Long before Interstate 5 was built, Pacific Highway, later designated U.S. Highway 99, became our "Main Street" not only through the State of Oregon, but from Mexico to Canada. Unlike I-5, U.S. Highway 99 went through towns and small communities along its path, bringing them the means to connect with the rest of the state and nation.
Jo-Brew takes us on a trip, south to north, beginning at the California-Oregon border, as the highway continues its climb through the Siskiyou Mountains. We then go down through the connected valleys where economies were built on orchards, forests, farm lands, recreation and businesses built to support the growing reliance on the automobile and commercial truck traffic that used it daily to deliver people and products to their destinations.
OREGON'S MAIN STREET: U.S. Highway 99 "The Stories" takes us along this route today, but it is filled with the stories of those who grew up, worked, played and raised their families in the communities along its path. Over 150 individuals shared their stories, some in the form of old letters and diaries, but most in first-person accounts through interviews, letters, email and even phone calls all done personally by Jo-Brew.
Nearing completion is her companion book, "The History" which she is allowing me to co-author. It will contain more stories and insights into these same communities along the route of U.S. Highway 99 that connect with their earlier histories.

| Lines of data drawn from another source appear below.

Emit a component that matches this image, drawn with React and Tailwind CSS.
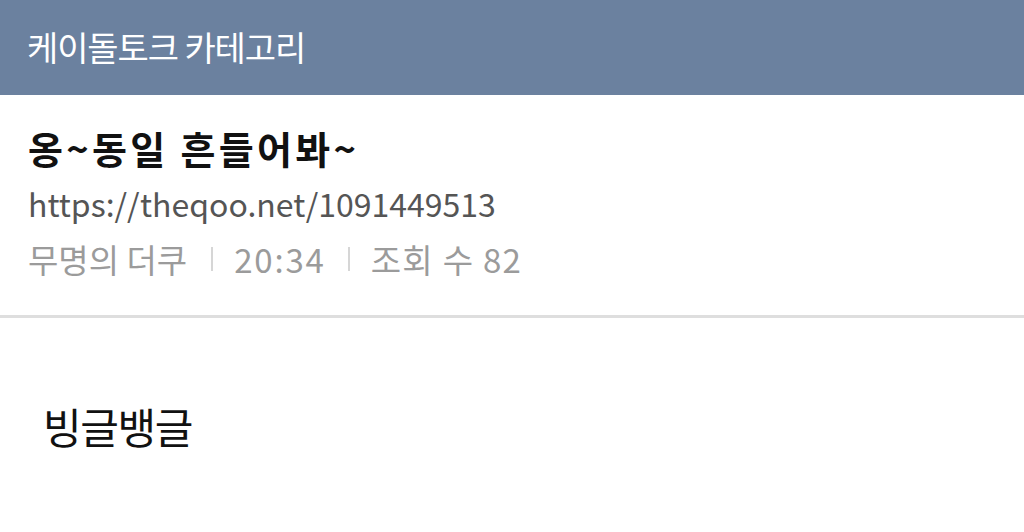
export default function App() {
  const f = { fontFamily: '"Noto Sans CJK KR", "Noto Sans", sans-serif' };
  return (
    <div className="w-[1024px] h-[532px] bg-white overflow-hidden" style={f}>
      <div className="h-[95px] bg-[#6b819f] flex items-center pl-[27px]">
        <span className="text-[34px] text-white leading-none tracking-[-1.1px] -mt-[2px]">케이돌토크 카테고리</span>
      </div>
      <div className="pl-[28px] pt-[28px] pb-[34px] border-b-[3px] border-[#dedede]">
        <div className="text-[38px] font-bold text-[#111] leading-[50px] tracking-[3.3px]">옹~동일 흔들어봐~</div>
        <div className="text-[32px] text-[#555] leading-[44px] mt-[8px]">https://theqoo.net/1091449513</div>
        <div className="text-[33px] text-[#9b9b9b] leading-[44px] mt-[12px] flex items-center">
          <span>무명의 더쿠</span>
          <span className="w-[2px] h-[24px] bg-[#d6d6d6] ml-[24px] mr-[21px]"></span>
          <span className="tracking-[1.8px]">20:34</span>
          <span className="w-[2px] h-[24px] bg-[#d6d6d6] ml-[22px] mr-[21px]"></span>
          <span className="tracking-[1.3px]">조회 수 82</span>
        </div>
      </div>
      <div className="pl-[43px] pt-[80px] text-[42px] text-[#111] leading-[56px] tracking-[-1.4px]">빙글뱅글</div>
    </div>
  );
}
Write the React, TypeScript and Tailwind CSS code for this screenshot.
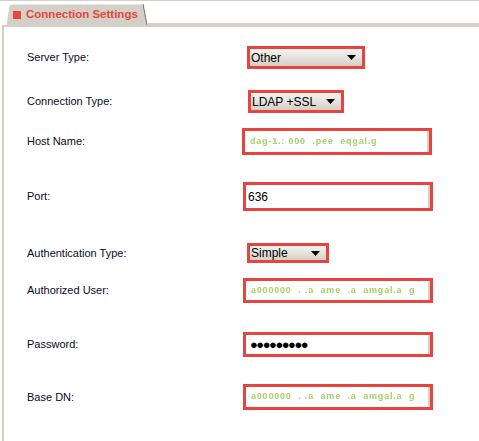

For those who love old pictures, you will be treated to many more than we were able to include in "The Stories," too.
So, climb on-board Jo's little red Rambler and let's take a ride up Oregon's "Gut," or, if you're too young to remember driving "the Gut" in your own hometown, let's take a drive on "Main Street Oregon."
Pat Edwards, author
Sawdust and Cider; A History of Lorane, Oregon and the Siuslaw Valley (1987 & 2006)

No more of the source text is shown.